Oh, thanks for pointing it out. There's a decent chance that we can extrapolate, then.

It's not like I'm ever going to get a 5DSR anyway - it's about the last camera I'm ever going to get. Smile

#6
I don't know why I am not at all tempted by a full frame ultrawide.

Now I understand why Tokina had to make their 16-28 big and heavy with a protruding front element.

APS-C offers you much more often needed DOF a more dramatic perspective,way cheaper prices and much lighter alternative.

3+EV vignetting is the least to say unacceptable.
#7
That's what I've been saying for quite some time now: the dedicated APS-C are abundant, diverse, have good IQ (as a rule) and usually provide better across the frame sharpness. The Sigma 8-16 is also about the widest one can get (without selling a kidney AND mortgaging your house). The Canon 10-18 looks like a tiny/affordable marvel.

#8
Quote:I don't know why I am not at all tempted by a full frame ultrawide.

Now I understand why Tokina had to make their 16-28 big and heavy with a protruding front element.

APS-C offers you much more often needed DOF a more dramatic perspective,way cheaper prices and much lighter alternative.

3+EV vignetting is the least to say unacceptable.
Losing sight of equivalence again.

 

To get an equivalent lens on APS-C, you are talking about 10-22mm f1.75 lens. Wanna bet on how vignetting for the 10mm f1.8 end would be on on APS-C?

 

You do not get more DOF on APS-C either, when you set equivalent settings. So, APS-C does not have a DOF advantage, nor will it vignet lens at equivalent settings.

Nor will it give more dramatic perspectives.

 

Just set your EF 16-35mm f2.8 L USM III to 16 mm and f13 and you get the same of less vignetting as the APS-C lens at 10mm f8, and the same DOF.

You can not set the APS-C lens to 10mm and f1.8 though, and that is where the FF lens has the advantage (when needed). 
#9
Quote:Losing sight of equivalence again.


To get an equivalent lens on APS-C, you are talking about 10-22mm f1.75 lens. Wanna bet on how vignetting for the 10mm f1.8 end would be on on APS-C?


You do not get more DOF on APS-C either, when you set equivalent settings. So, APS-C does not have a DOF advantage, nor will it vignet lens at equivalent settings.

Nor will it give more dramatic perspectives.


Just set your EF 16-35mm f2.8 L USM III to 16 mm and f13 and you get the same of less vignetting as the APS-C lens at 10mm f8, and the same DOF.

You can not set the APS-C lens to 10mm and f1.8 though, and that is where the FF lens has the advantage (when needed).
Thanks for showing this equivalence I didn't think of.

However a practical approach: I have Tokina 16-28 and canon 10-18.

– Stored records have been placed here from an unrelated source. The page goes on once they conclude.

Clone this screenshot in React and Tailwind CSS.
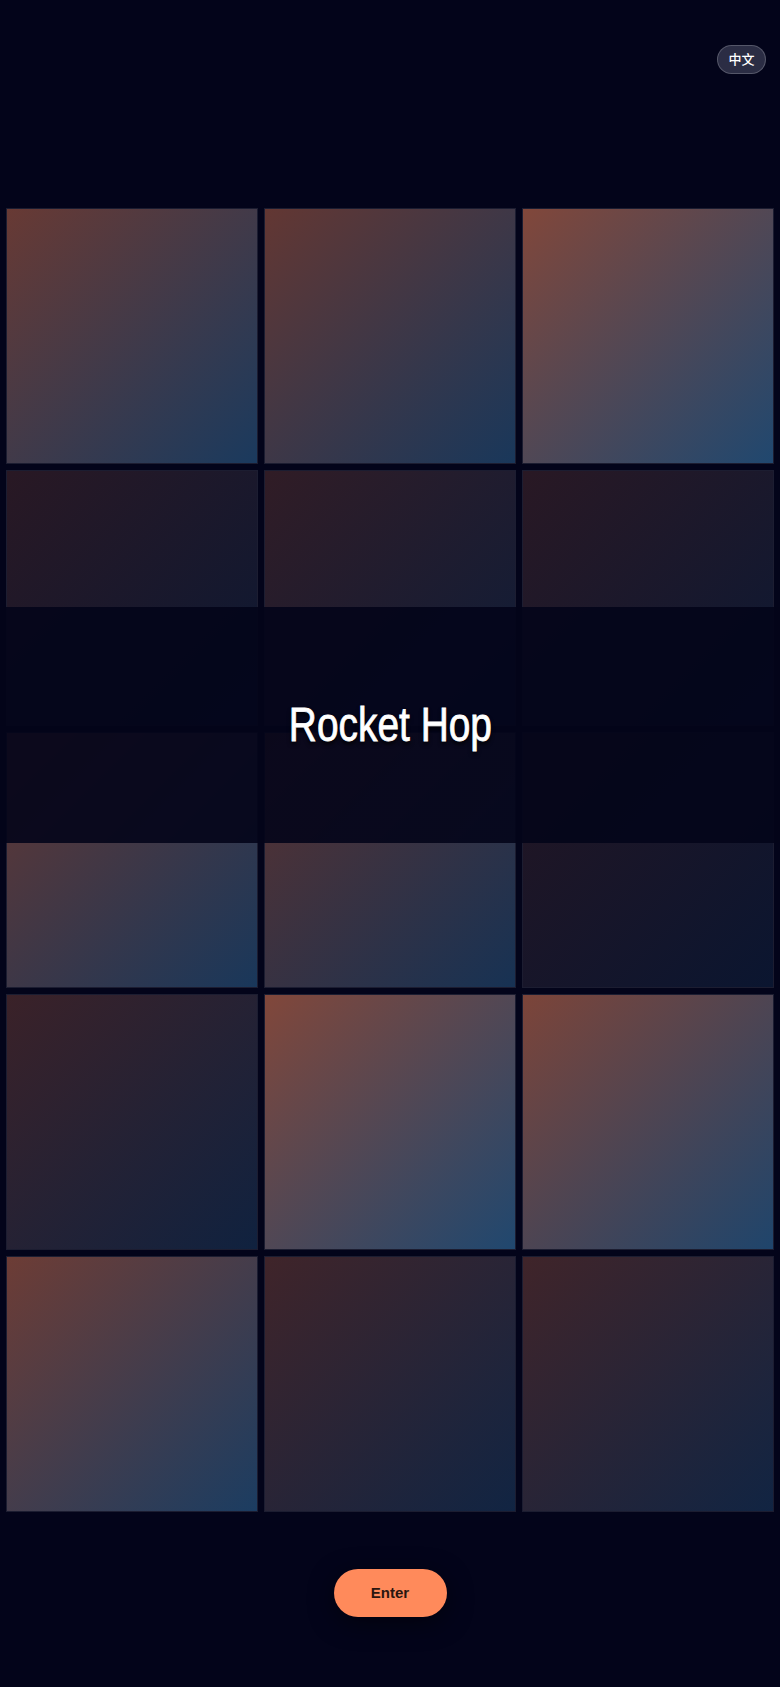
import React from 'react';

// tile strength, row by row
const tiles = [
  0.4, 0.38, 0.5,
  0.15, 0.18, 0.15,
  0.38, 0.34, 0.13,
  0.22, 0.5, 0.48,
  0.42, 0.24, 0.24,
];

const Tile = ({ level }) => (
  <div className="relative h-[256px] overflow-hidden border border-white/10 bg-[#03041a]">
    <div
      className="absolute inset-0 bg-[linear-gradient(135deg,#ff8a5b_0%,#3d8bc4_100%)]"
      style={{ opacity: level }}
    />
  </div>
);

const App = () => (
  <div className="min-h-[1687px] bg-[#03041a] font-['Liberation_Sans',Arial,sans-serif] text-white">
    <div className="flex justify-end pt-[45px] pr-[14px]">
      <button className="h-[29px] w-[49px] rounded-full border border-white/20 bg-[#2b2d44] text-[13px] font-medium text-white font-['Liberation_Sans','Noto_Sans_CJK_SC',sans-serif]">
        中文
      </button>
    </div>

    <div className="relative mt-[134px]">
      <div className="grid grid-cols-3 gap-[6px] px-[6px]">
        {tiles.map((level, i) => (
          <Tile key={i} level={level} />
        ))}
      </div>
      <div className="absolute inset-x-0 top-[399px] flex h-[236px] items-center justify-center bg-[#03041a]/90">
        <h1 className="inline-block scale-x-[0.81] text-[48px] leading-none text-white [-webkit-text-stroke:0.8px_white] [text-shadow:0_3px_5px_rgba(0,0,0,0.95)]">
          Rocket Hop
        </h1>
      </div>
    </div>

    <div className="mt-[57px] flex justify-center pb-[70px]">
      <button className="h-12 w-[113px] rounded-full bg-[#ff8a5b] text-[15px] font-bold text-[#2a1610] shadow-[0_6px_24px_rgba(0,0,0,0.5)]">
        Enter
      </button>
    </div>
  </div>
);

export default App;
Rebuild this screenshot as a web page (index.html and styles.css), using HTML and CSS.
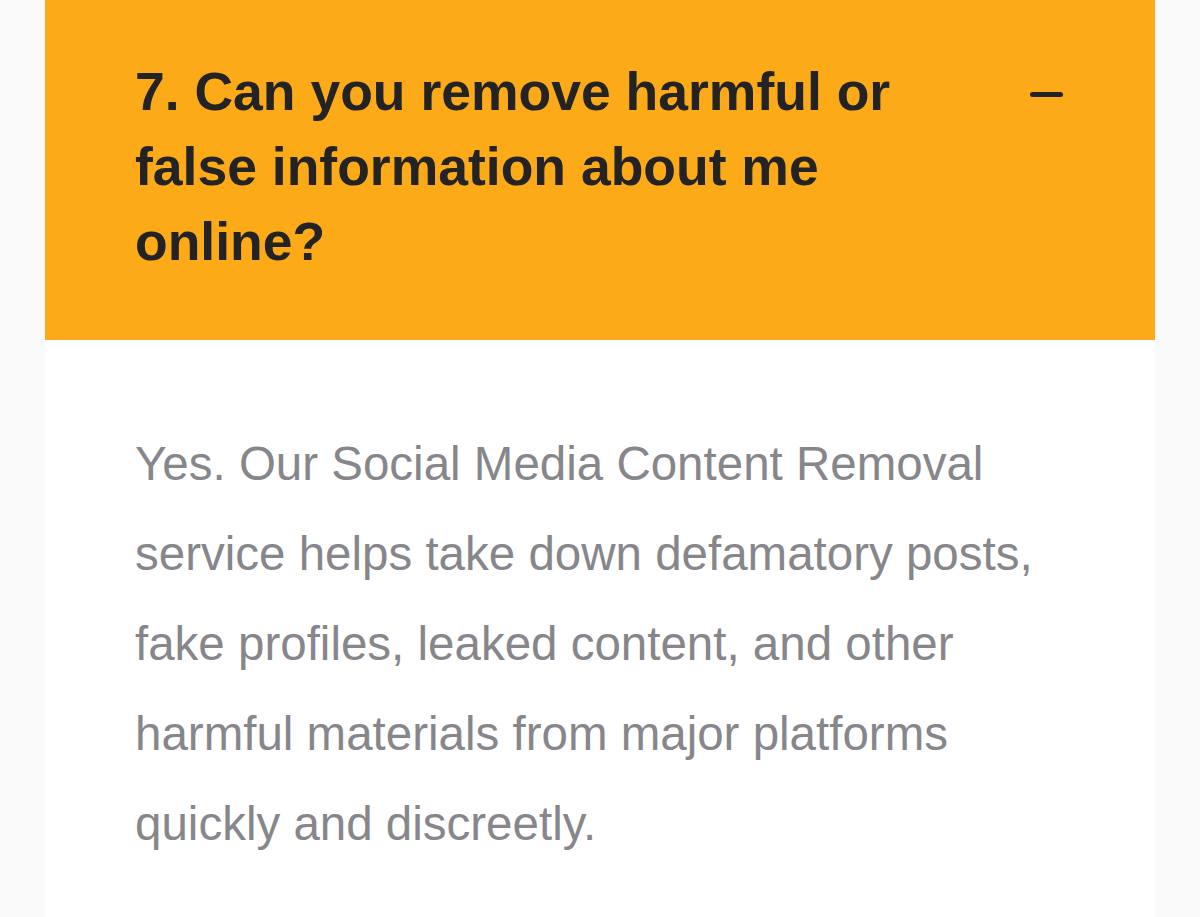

It is obvious which combo is lighter and 10mm f8 has more DOF than 16mm f8 since lighting is the same and angle is the same, so I prefer the crop version.

Of course if I needed shallow DOF and low light performance I would use the Tokina 16-28.

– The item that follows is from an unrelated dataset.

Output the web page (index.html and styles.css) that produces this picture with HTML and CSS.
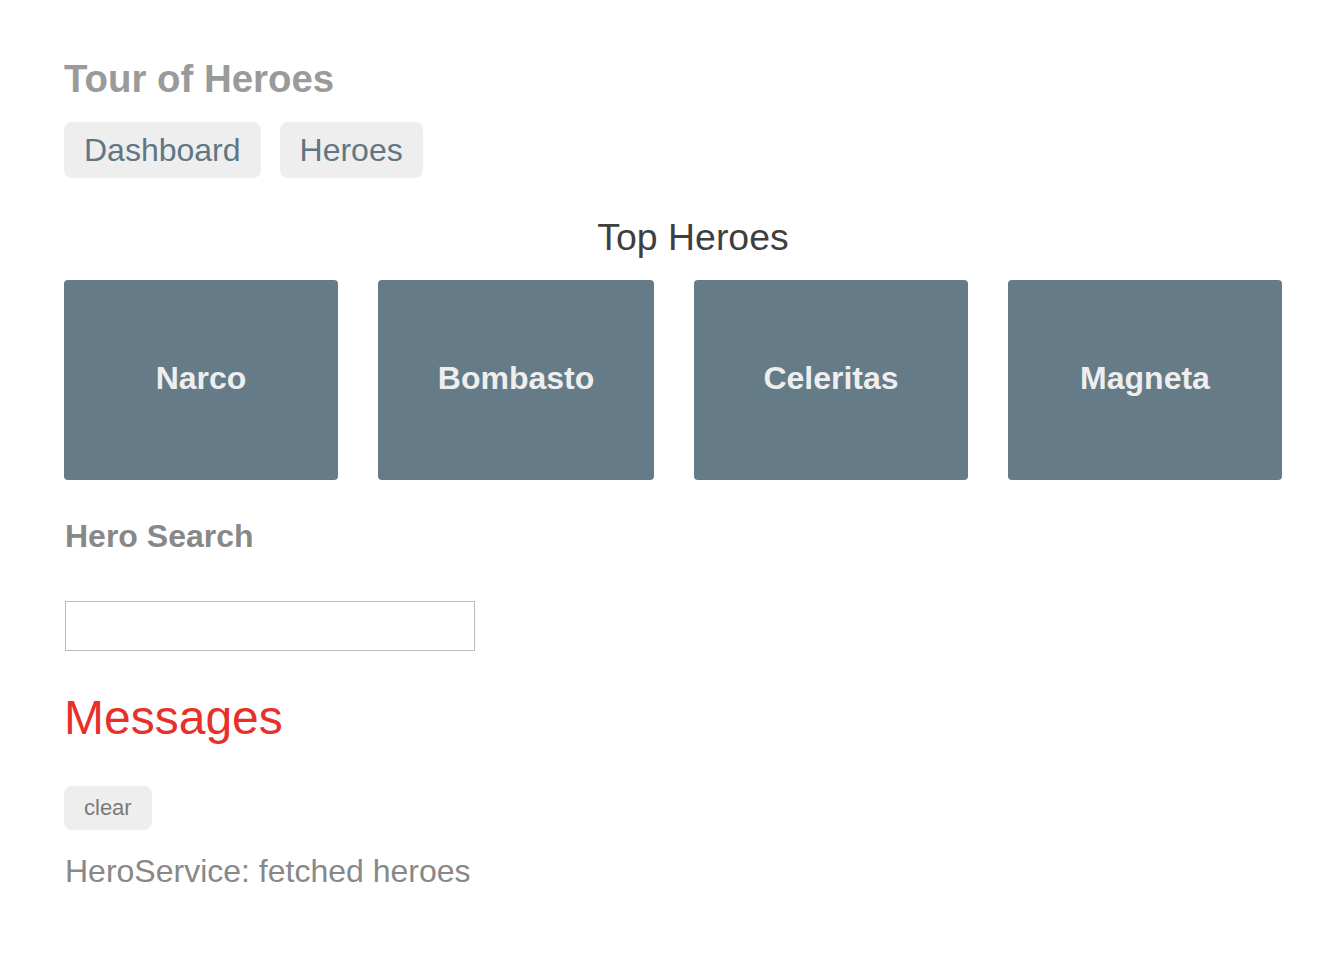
FILE: index.html
```html
<!DOCTYPE html>
<html lang="en">
<head>
<meta charset="utf-8">
<title>Tour of Heroes</title>
<link rel="stylesheet" href="styles.css">
</head>
<body>
<div class="app">
  <h1 class="title">Tour of Heroes</h1>
  <nav class="nav">
    <a class="nav-link" href="#">Dashboard</a>
    <a class="nav-link" href="#">Heroes</a>
  </nav>
  <h3 class="top-heading">Top Heroes</h3>
  <div class="grid">
    <a class="module" href="#"><h4 class="module-name">Narco</h4></a>
    <a class="module" href="#"><h4 class="module-name">Bombasto</h4></a>
    <a class="module" href="#"><h4 class="module-name">Celeritas</h4></a>
    <a class="module" href="#"><h4 class="module-name">Magneta</h4></a>
  </div>
  <h4 class="search-heading">Hero Search</h4>
  <input class="search-box" type="text">
  <h2 class="messages-heading">Messages</h2>
  <button class="clear">clear</button>
  <div class="message">HeroService: fetched heroes</div>
</div>
</body>
</html>
```

FILE: styles.css
```css
* { box-sizing: border-box; }

body {
  margin: 0;
  background: #fff;
  font-family: "Liberation Sans", Arial, Helvetica, sans-serif;
  line-height: 1.15;
}

.app {
  padding: 57px 64px 40px 64px;
}

.title {
  margin: 0;
  font-size: 38.4px;
  font-weight: bold;
  color: #9a9a9a;
  line-height: 44px;
}

.nav {
  display: flex;
  gap: 19px;
  margin-top: 21px;
}

.nav-link {
  display: inline-block;
  background: #eeeeee;
  color: #5f7784;
  text-decoration: none;
  font-size: 32px;
  line-height: 36px;
  padding: 10px 20px;
  border-radius: 8px;
}

.top-heading {
  margin: 38px 0 0 0;
  text-align: center;
  font-size: 37.44px;
  font-weight: normal;
  color: #3f3f3f;
  line-height: 43px;
  width: 1258px;
}

.grid {
  display: grid;
  grid-template-columns: 274px 276px 274px 274px;
  gap: 40px;
  margin-top: 21px;
}

.module {
  display: block;
  height: 200px;
  background: #657b87;
  border-radius: 4px;
  text-decoration: none;
  padding-top: 80px;
  text-align: center;
}

.module-name {
  margin: 0;
  color: #eeeeee;
  font-size: 32px;
  font-weight: bold;
  line-height: 37px;
}

.search-heading {
  margin: 38px 0 0 0;
  font-size: 32px;
  font-weight: bold;
  color: #888888;
  line-height: 37px;
  padding-left: 1px;
}

.search-box {
  display: block;
  margin: 46px 0 0 1px;
  width: 410px;
  height: 50px;
  border: 1px solid #bdbdbd;
  font-size: 26px;
  padding: 2px 4px;
  outline: none;
}

.messages-heading {
  margin: 39px 0 0 0;
  font-size: 48px;
  font-weight: normal;
  color: #e8302a;
  line-height: 56px;
}

.clear {
  display: block;
  margin-top: 40px;
  height: 44px;
  padding: 0 20px;
  border: none;
  border-radius: 8px;
  background: #eeeeee;
  color: #7a7a7a;
  font-family: "Liberation Sans", Arial, Helvetica, sans-serif;
  font-size: 22px;
  line-height: 44px;
}

.message {
  margin-top: 23px;
  font-size: 32px;
  color: #888888;
  line-height: 37px;
  padding-left: 1px;
}
```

Perspective at 10mm should be different from perspective at 16mm however I didn't notice this in real life practice.

Now being more and more practical, ultrawides isn't my style and I rarely use any of them but I am too anxious to carry a bag without an ultrawide inside "in case I need it"
#10
Quote:Thanks for showing this equivalence I didn't think of.

However a practical approach: I have Tokina 16-28 and canon 10-18.

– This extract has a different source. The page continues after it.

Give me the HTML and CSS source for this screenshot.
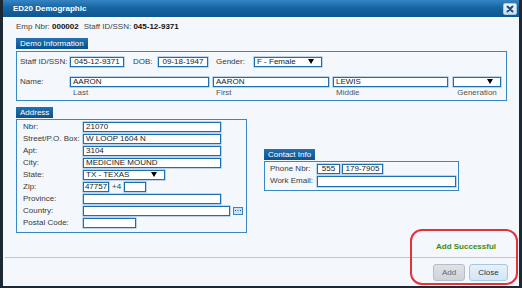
FILE: index.html
```html
<!DOCTYPE html>
<html>
<head>
<meta charset="utf-8">
<link rel="stylesheet" href="styles.css">
</head>
<body>
<div class="dlg">
  <div class="titlebar">
    <span class="ttl">ED20 Demographic</span>
    <span class="xbtn"><svg width="8" height="8" viewBox="0 0 8 8"><path d="M1.5 1.5 L6.5 6.5 M6.5 1.5 L1.5 6.5" stroke="#1f4f80" stroke-width="2" stroke-linecap="round"/></svg></span>
  </div>
  <div class="content">
    <div class="empline">Emp Nbr: <b>000002</b><span class="sp">Staff ID/SSN:</span> <b>045-12-9371</b></div>

    <div class="tab">Demo Information</div>
    <div class="box demo">
      <div class="row">
        <span class="lbl w50">Staff ID/SSN:</span>
        <span class="fld c w-ssn">045-12-9371</span>
        <span class="lbl dob-l">DOB:</span>
        <span class="fld c w-dob">09-18-1947</span>
        <span class="lbl gen-l">Gender:</span>
        <span class="fld sel w-gender">F - Female<i class="arr"></i></span>
      </div>
      <div class="row row2">
        <span class="lbl w50">Name:</span>
        <span class="fld w-last">AARON</span>
        <span class="fld w-first g4">AARON</span>
        <span class="fld w-mid g4">LEWIS</span>
        <span class="fld sel w-gen g5"><i class="arr"></i></span>
      </div>
      <div class="row subs">
        <span class="w50"></span>
        <span class="sub w-last">Last</span>
        <span class="sub w-first g4">First</span>
        <span class="sub w-mid g4">Middle</span>
        <span class="sub w-gen g5 ctr">Generation</span>
      </div>
    </div>

    <div class="lower">
      <div class="addr-col">
        <div class="tab">Address</div>
        <div class="box addr">
          <div class="arow"><span class="lbl w60">Nbr:</span><span class="fld w-addr">21070</span></div>
          <div class="arow"><span class="lbl w60">Street/P.O. Box:</span><span class="fld w-addr">W LOOP 1604 N</span></div>
          <div class="arow"><span class="lbl w60">Apt:</span><span class="fld w-addr">3104</span></div>
          <div class="arow"><span class="lbl w60">City:</span><span class="fld w-addr">MEDICINE MOUND</span></div>
          <div class="arow"><span class="lbl w60">State:</span><span class="fld sel w-state">TX - TEXAS<i class="arr"></i></span></div>
          <div class="arow"><span class="lbl w60">Zip:</span><span class="fld c w-zip">47757</span><span class="lbl plus4">+4</span><span class="fld w-zip4"></span></div>
          <div class="arow"><span class="lbl w60">Province:</span><span class="fld w-addr"></span></div>
          <div class="arow"><span class="lbl w60">Country:</span><span class="fld w-country"></span><span class="dots"><svg width="8" height="6" viewBox="0 0 8 6"><rect x="1" y="3" width="1" height="1" fill="#1f4f80"/><rect x="3.5" y="3" width="1" height="1" fill="#1f4f80"/><rect x="6" y="3" width="1" height="1" fill="#1f4f80"/></svg></span></div>
          <div class="arow"><span class="lbl w60">Postal Code:</span><span class="fld w-postal"></span></div>
        </div>
      </div>
      <div class="contact-col">
        <div class="tab">Contact Info</div>
        <div class="box contact">
          <div class="crow"><span class="lbl w47">Phone Nbr:</span><span class="fld c w-ph1">555</span><span class="fld c w-ph2">179-7905</span></div>
          <div class="crow"><span class="lbl w47">Work Email:</span><span class="fld w-email"></span></div>
        </div>
      </div>
    </div>
  </div>

  <div class="msg">Add Successful</div>
  <div class="hr"></div>
  <div class="btns">
    <span class="btn add">Add</span>
    <span class="btn close">Close</span>
  </div>

  <div class="annot"></div>
</div>
</body>
</html>
```

FILE: styles.css
```css
html, body {
  margin: 0;
  padding: 0;
}
body {
  width: 522px;
  height: 288px;
  overflow: hidden;
  background: #1c2834;
  font-family: "Liberation Sans", Arial, sans-serif;
  font-size: 8px;
  color: #3a3a3a;
}
.dlg {
  position: relative;
  margin-left: 3px;
  width: 516px;
  height: 286px;
  background: #f4f7fb;
  display: flex;
  flex-direction: column;
}
.titlebar {
  height: 17px;
  flex: none;
  border-bottom: 1px solid #ffffff;
  background: linear-gradient(#3584c3, #1865a3 45%, #0d5691);
  display: flex;
  align-items: center;
  justify-content: space-between;
  padding: 0 2px 0 10px;
}
.ttl {
  color: #ffffff;
  font-weight: bold;
  font-size: 8px;
}
.xbtn {
  width: 14px;
  height: 12px;
  box-sizing: border-box;
  border: 1px solid #a9c6df;
  border-radius: 2px;
  background: linear-gradient(#f1f6fb, #cfdeec);
  display: flex;
  align-items: center;
  justify-content: center;
}
.content {
  padding-left: 13px;
}
.empline {
  margin-top: 4px;
  height: 10px;
  line-height: 10px;
  color: #444;
}
.empline b {
  color: #111;
}
.empline .sp {
  margin-left: 5px;
}
.tab {
  width: max-content;
  height: 11px;
  line-height: 11px;
  padding: 0 4px;
  color: #ffffff;
  background: linear-gradient(#2471b0, #0b5290);
  margin-top: 6px;
}
.box {
  box-sizing: border-box;
  border: 1px solid #3a87c6;
}
.demo {
  margin-top: 2px;
  width: 491px;
  height: 50px;
  padding: 5px 0 0 3px;
}
.row {
  display: flex;
  align-items: center;
  height: 10px;
}
.row2 {
  margin-top: 10px;
}
.subs {
  margin-top: 1px;
  color: #555;
}
.lbl {
  flex: none;
  white-space: nowrap;
  line-height: 10px;
}
.fld {
  flex: none;
  position: relative;
  box-sizing: border-box;
  height: 10px;
  border: 1px solid #1d6db1;
  box-shadow: 0 0 0 0.6px rgba(40, 120, 190, 0.45);
  background: #ffffff;
  line-height: 8px;
  color: #1a1a1a;
  padding: 0 2px;
  white-space: nowrap;
  overflow: hidden;
}
.fld.c {
  text-align: center;
  padding: 0;
}
.arr {
  position: absolute;
  right: 7px;
  top: 1px;
  width: 0;
  height: 0;
  border-left: 3px solid transparent;
  border-right: 3px solid transparent;
  border-top: 5px solid #000;
}
.sub {
  flex: none;
  padding-left: 3px;
  box-sizing: border-box;
  line-height: 10px;
}
.sub.ctr {
  text-align: center;
  padding-left: 0;
}
.w50 { width: 50px; flex: none; }
.w60 { width: 60px; }
.w47 { width: 47px; }
.w-ssn { width: 54px; }
.dob-l { margin-left: 9px; width: 25px; }
.w-dob { width: 50px; }
.gen-l { margin-left: 8px; width: 38px; }
.w-gender { width: 68px; }
.w-last { width: 139px; }
.w-first { width: 116px; }
.w-mid { width: 115px; }
.w-gen { width: 48px; }
.g4 { margin-left: 4px; }
.g5 { margin-left: 5px; }

.lower {
  display: flex;
  align-items: flex-start;
}
.addr-col {
  width: 231px;
}
.addr {
  margin-top: 1px;
  height: 114px;
  padding: 2px 0 0 6px;
}
.arow {
  display: flex;
  align-items: center;
  height: 10px;
  margin-bottom: 2px;
}
.w-addr { width: 138px; }
.w-state { width: 82px; }
.w-zip { width: 26px; }
.plus4 { margin-left: 3px; width: 12px; }
.w-zip4 { width: 22px; }
.w-country { width: 147px; }
.w-postal { width: 53px; }
.dots {
  flex: none;
  margin-left: 3px;
  width: 10px;
  height: 8px;
  box-sizing: border-box;
  border: 1px solid #3a86c4;
  background: #cfe2f3;
  display: flex;
  align-items: flex-start;
  justify-content: center;
  overflow: hidden;
}
.dots svg {
  display: block;
  margin-top: -1px;
}
.contact-col {
  margin-left: 17px;
  margin-top: 42px;
}
.contact {
  margin-top: 1px;
  width: 195px;
  height: 30px;
  padding: 2px 0 0 5px;
}
.crow {
  display: flex;
  align-items: center;
  height: 10px;
  margin-bottom: 2px;
}
.crow + .crow .fld {
  height: 11px;
}
.w-ph1 { width: 23px; }
.w-ph2 { width: 41px; margin-left: 2px; }
.w-email { width: 139px; }

.msg {
  margin-top: 9px;
  height: 10px;
  line-height: 10px;
  text-align: right;
  padding-right: 23px;
  color: #3b8c12;
  font-weight: bold;
}
.hr {
  margin: 5px 2px 0 2px;
  height: 1px;
  background: #a5cfea;
}
.btns {
  display: flex;
  justify-content: flex-end;
  gap: 4px;
  padding-right: 11px;
  margin-top: 6px;
}
.btn {
  height: 17px;
  box-sizing: border-box;
  border-radius: 3px;
  line-height: 15px;
  text-align: center;
}
.add {
  width: 32px;
  background: linear-gradient(#dfe3e8, #cdd3da);
  border: 1px solid #b5bfca;
  color: #5f6873;
}
.close {
  width: 39px;
  background: linear-gradient(#e6f1fa, #d3e5f5);
  border: 1px solid #a6c8e6;
  color: #1d3550;
}
.annot {
  position: absolute;
  left: 407px;
  top: 229px;
  width: 108px;
  height: 56px;
  box-sizing: border-box;
  border: 2.5px solid #e5313b;
  border-radius: 12px;
}
```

It is obvious which combo is lighter and 10mm f8 has more DOF than 16mm f8 since lighting is the same and angle is the same, so I prefer the crop version.

Of course if I needed shallow DOF and low light performance I would use the Tokina 16-28.

Perspective at 10mm should be different from perspective at 16mm however I didn't notice this in real life practice.

Now being more and more practical, ultrawides isn't my style and I rarely use any of them but I am too anxious to carry a bag without an ultrawide inside "in case I need it"
Lighting will the the same for 16mm f13 (FF) and 10mm f8 (APS-C) when you set APS-C to for instance ISO 200 and FF to ISO 500 or so. 

 

Why would there be a different perspective for 16mm on FF and 10mm on APS-C? There actually is no perspective difference. Same subject distance and same FOV.

 

APS-C has the price and weight advantage. FF the shallow DOF possibility advantage.